[begin Provided data]

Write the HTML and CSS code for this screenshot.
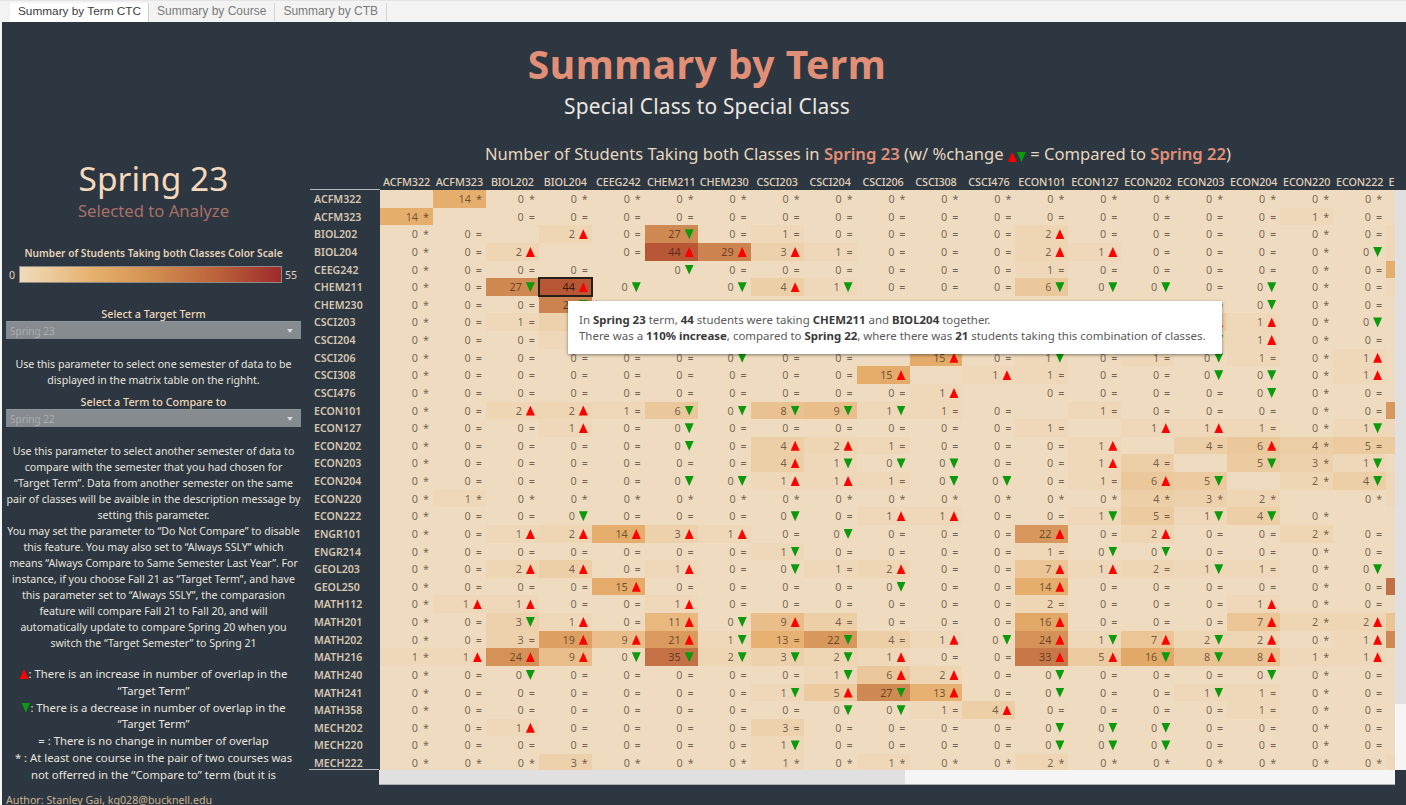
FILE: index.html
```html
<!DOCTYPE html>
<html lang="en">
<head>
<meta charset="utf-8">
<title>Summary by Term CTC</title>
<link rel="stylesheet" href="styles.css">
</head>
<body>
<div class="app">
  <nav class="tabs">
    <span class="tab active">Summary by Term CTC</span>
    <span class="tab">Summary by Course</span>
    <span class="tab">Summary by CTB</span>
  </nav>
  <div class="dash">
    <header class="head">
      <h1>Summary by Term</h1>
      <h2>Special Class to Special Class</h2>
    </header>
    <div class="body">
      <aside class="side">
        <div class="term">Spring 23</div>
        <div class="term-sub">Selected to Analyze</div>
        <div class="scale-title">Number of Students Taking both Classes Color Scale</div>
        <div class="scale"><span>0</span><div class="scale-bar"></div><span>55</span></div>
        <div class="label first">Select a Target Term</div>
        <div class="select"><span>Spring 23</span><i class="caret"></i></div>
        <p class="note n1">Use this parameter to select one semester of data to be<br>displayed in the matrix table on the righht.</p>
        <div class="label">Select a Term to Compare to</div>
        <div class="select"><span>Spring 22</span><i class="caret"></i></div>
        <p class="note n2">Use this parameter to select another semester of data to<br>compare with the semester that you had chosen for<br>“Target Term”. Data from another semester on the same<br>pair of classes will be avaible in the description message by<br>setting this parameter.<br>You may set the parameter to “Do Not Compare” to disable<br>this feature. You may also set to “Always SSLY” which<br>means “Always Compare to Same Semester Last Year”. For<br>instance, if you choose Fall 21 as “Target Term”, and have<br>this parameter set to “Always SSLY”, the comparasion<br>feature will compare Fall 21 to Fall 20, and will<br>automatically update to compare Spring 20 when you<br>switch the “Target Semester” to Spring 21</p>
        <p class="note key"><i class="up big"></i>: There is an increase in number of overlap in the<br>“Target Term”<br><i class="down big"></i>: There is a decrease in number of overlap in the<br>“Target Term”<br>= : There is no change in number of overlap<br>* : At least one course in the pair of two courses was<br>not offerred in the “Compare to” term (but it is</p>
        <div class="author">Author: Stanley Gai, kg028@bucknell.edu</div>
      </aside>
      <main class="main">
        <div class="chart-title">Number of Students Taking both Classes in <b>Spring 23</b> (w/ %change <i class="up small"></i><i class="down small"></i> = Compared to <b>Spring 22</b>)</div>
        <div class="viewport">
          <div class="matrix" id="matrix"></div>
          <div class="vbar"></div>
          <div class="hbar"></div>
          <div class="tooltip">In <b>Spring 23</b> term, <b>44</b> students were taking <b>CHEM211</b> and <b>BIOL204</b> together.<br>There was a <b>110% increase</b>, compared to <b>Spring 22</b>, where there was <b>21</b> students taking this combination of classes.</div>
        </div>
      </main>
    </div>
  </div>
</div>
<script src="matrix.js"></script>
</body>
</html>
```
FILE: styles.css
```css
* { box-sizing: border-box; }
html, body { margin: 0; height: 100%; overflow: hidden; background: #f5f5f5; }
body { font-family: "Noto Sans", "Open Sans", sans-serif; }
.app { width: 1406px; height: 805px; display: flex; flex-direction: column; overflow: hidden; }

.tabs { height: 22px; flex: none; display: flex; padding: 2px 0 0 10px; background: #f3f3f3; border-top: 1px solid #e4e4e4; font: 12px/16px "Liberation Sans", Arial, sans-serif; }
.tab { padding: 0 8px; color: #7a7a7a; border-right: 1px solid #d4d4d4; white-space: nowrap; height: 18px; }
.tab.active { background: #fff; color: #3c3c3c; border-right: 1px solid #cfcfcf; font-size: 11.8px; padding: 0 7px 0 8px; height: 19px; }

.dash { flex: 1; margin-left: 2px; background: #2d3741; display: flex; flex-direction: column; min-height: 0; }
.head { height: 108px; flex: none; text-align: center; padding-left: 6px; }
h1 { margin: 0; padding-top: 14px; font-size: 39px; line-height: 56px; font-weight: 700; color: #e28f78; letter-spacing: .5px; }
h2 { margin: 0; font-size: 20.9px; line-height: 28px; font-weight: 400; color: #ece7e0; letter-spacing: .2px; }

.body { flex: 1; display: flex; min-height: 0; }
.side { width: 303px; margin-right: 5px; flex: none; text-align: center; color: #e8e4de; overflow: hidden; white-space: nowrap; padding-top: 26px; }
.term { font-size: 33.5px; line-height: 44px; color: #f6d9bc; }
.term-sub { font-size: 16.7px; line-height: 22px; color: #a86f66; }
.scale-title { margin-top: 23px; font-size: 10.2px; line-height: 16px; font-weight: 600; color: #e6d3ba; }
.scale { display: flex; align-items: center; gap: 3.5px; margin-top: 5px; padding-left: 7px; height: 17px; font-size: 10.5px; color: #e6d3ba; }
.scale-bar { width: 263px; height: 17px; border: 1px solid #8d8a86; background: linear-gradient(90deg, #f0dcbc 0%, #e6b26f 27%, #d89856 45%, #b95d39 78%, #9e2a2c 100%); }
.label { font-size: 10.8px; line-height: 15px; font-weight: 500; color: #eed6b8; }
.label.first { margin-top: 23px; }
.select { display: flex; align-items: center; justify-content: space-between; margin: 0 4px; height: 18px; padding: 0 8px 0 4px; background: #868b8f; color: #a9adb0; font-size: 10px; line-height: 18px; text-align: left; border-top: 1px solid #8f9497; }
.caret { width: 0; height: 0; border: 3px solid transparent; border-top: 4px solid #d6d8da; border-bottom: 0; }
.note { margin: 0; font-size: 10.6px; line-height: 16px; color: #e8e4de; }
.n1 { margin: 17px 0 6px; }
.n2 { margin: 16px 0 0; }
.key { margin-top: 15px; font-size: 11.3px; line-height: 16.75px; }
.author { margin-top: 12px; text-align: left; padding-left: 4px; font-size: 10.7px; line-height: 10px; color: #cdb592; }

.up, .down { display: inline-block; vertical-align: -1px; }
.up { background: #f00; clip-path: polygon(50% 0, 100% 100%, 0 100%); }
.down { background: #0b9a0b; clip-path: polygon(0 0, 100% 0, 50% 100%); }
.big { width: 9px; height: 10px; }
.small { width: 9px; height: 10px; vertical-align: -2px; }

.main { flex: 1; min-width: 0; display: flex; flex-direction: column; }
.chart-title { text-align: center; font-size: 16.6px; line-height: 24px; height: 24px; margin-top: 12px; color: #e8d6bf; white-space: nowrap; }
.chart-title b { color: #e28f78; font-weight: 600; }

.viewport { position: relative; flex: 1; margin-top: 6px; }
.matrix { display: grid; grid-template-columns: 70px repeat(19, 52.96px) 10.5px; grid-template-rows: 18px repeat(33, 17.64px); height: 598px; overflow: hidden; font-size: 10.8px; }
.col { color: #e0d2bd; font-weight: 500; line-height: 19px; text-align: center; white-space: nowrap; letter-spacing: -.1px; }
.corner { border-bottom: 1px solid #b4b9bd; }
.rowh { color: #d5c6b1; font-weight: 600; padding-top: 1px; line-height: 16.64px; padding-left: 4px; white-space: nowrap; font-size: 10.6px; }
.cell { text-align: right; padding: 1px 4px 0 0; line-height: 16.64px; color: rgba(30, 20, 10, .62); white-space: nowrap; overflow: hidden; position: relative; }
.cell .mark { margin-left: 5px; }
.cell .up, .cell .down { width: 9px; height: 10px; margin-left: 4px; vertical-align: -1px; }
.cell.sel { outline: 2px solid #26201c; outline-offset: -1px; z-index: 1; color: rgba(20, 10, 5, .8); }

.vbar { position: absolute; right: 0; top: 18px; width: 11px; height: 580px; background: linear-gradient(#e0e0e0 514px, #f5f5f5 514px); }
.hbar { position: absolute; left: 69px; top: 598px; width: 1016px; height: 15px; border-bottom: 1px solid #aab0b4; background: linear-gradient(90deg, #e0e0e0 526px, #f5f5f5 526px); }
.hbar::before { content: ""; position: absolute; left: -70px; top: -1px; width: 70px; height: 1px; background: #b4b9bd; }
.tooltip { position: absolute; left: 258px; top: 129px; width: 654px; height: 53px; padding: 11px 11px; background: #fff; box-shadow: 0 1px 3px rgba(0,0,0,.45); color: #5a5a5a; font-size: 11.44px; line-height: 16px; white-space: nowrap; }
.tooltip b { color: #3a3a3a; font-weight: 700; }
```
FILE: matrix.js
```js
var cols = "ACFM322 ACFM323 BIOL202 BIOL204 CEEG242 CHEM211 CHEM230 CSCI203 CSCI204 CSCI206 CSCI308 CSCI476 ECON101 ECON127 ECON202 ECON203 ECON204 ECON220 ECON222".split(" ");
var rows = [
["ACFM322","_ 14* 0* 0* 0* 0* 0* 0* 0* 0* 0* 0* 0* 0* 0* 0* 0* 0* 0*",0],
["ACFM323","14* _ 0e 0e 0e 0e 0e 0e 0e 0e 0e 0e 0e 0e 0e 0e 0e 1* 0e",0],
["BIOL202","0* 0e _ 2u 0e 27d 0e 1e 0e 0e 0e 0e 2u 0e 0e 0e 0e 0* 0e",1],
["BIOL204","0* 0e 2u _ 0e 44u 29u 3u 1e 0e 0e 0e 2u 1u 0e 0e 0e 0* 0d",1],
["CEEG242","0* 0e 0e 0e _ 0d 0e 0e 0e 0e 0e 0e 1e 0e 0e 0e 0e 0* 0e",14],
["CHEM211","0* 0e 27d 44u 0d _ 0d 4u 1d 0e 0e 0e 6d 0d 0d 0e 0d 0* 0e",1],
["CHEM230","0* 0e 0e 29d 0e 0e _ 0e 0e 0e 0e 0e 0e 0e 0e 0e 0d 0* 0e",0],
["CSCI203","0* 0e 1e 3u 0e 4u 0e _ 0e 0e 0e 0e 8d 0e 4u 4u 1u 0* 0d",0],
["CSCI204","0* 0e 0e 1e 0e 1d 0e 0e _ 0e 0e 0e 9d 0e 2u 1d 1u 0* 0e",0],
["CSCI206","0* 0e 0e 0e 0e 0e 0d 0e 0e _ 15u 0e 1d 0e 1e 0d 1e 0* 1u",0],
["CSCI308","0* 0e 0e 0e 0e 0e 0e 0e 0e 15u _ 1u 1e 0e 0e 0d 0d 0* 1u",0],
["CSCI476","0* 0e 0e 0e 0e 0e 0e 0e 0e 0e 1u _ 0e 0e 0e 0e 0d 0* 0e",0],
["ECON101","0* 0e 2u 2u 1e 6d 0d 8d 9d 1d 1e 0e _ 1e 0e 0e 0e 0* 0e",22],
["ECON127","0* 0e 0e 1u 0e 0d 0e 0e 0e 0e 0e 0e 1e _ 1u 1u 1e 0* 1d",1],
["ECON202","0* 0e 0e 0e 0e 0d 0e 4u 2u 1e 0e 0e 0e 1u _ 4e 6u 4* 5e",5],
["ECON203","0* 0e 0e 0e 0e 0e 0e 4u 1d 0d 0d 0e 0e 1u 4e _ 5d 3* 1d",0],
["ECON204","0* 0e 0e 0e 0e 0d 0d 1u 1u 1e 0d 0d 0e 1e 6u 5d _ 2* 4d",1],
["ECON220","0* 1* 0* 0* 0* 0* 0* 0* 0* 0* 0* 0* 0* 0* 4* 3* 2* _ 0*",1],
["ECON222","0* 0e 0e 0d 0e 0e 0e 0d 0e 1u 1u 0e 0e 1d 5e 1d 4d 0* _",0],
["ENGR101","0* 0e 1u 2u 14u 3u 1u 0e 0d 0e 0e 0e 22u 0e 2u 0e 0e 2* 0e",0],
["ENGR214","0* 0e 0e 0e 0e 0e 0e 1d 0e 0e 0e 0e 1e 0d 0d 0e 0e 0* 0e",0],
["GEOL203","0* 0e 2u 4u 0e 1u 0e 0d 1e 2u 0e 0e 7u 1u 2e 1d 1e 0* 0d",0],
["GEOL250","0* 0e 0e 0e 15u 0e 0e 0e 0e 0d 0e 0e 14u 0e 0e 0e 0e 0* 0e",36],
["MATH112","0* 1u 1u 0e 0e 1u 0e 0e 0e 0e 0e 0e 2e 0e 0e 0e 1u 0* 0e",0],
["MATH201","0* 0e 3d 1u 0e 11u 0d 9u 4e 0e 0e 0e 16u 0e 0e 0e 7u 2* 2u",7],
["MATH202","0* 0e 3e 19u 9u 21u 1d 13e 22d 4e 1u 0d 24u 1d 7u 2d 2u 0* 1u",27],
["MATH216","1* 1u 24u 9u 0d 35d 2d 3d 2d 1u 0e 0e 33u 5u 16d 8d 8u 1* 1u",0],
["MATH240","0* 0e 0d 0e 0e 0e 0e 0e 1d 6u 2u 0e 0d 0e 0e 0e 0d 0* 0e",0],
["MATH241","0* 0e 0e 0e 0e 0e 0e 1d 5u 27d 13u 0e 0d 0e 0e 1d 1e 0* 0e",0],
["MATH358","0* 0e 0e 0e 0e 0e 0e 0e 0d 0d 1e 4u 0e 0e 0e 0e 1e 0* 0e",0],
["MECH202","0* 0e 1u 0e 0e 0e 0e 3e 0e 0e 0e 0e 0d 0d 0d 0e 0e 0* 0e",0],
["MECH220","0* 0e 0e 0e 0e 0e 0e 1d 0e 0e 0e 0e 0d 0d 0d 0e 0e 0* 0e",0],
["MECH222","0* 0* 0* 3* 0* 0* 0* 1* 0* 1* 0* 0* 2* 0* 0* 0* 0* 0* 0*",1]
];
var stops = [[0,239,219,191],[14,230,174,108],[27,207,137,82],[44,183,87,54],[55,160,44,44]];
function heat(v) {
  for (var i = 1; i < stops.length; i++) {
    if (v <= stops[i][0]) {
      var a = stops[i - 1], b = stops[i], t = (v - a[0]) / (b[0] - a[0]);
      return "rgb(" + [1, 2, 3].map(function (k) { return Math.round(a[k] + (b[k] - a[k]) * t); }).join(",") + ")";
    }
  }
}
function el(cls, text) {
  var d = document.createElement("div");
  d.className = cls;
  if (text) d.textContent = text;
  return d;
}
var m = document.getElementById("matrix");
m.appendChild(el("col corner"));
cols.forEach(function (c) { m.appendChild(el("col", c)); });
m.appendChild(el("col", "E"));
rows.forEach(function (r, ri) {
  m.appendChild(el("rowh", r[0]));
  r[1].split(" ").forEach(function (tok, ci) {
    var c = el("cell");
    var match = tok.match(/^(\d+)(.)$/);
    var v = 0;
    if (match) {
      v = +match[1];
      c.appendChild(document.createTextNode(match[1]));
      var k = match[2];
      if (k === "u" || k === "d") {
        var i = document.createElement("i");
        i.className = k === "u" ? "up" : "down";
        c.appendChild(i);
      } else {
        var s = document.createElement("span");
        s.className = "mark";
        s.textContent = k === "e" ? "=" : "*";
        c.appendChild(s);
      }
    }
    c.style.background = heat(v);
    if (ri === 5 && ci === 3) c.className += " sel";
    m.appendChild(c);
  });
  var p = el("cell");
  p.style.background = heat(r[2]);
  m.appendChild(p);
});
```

[end Provided data]

> Exercise directions
Whichever lines contain the string "this", select and copy them.

> Expected output
Write the HTML and CSS code for this screenshot.
        <p class="note n1">Use this parameter to select one semester of data to be<br>displayed in the matrix table on the righht.</p>
        <p class="note n2">Use this parameter to select another semester of data to<br>compare with the semester that you had chosen for<br>“Target Term”. Data from another semester on the same<br>pair of classes will be avaible in the description message by<br>setting this parameter.<br>You may set the parameter to “Do Not Compare” to disable<br>this feature. You may also set to “Always SSLY” which<br>means “Always Compare to Same Semester Last Year”. For<br>instance, if you choose Fall 21 as “Target Term”, and have<br>this parameter set to “Always SSLY”, the comparasion<br>feature will compare Fall 21 to Fall 20, and will<br>automatically update to compare Spring 20 when you<br>switch the “Target Semester” to Spring 21</p>
          <div class="tooltip">In <b>Spring 23</b> term, <b>44</b> students were taking <b>CHEM211</b> and <b>BIOL204</b> together.<br>There was a <b>110% increase</b>, compared to <b>Spring 22</b>, where there was <b>21</b> students taking this combination of classes.</div>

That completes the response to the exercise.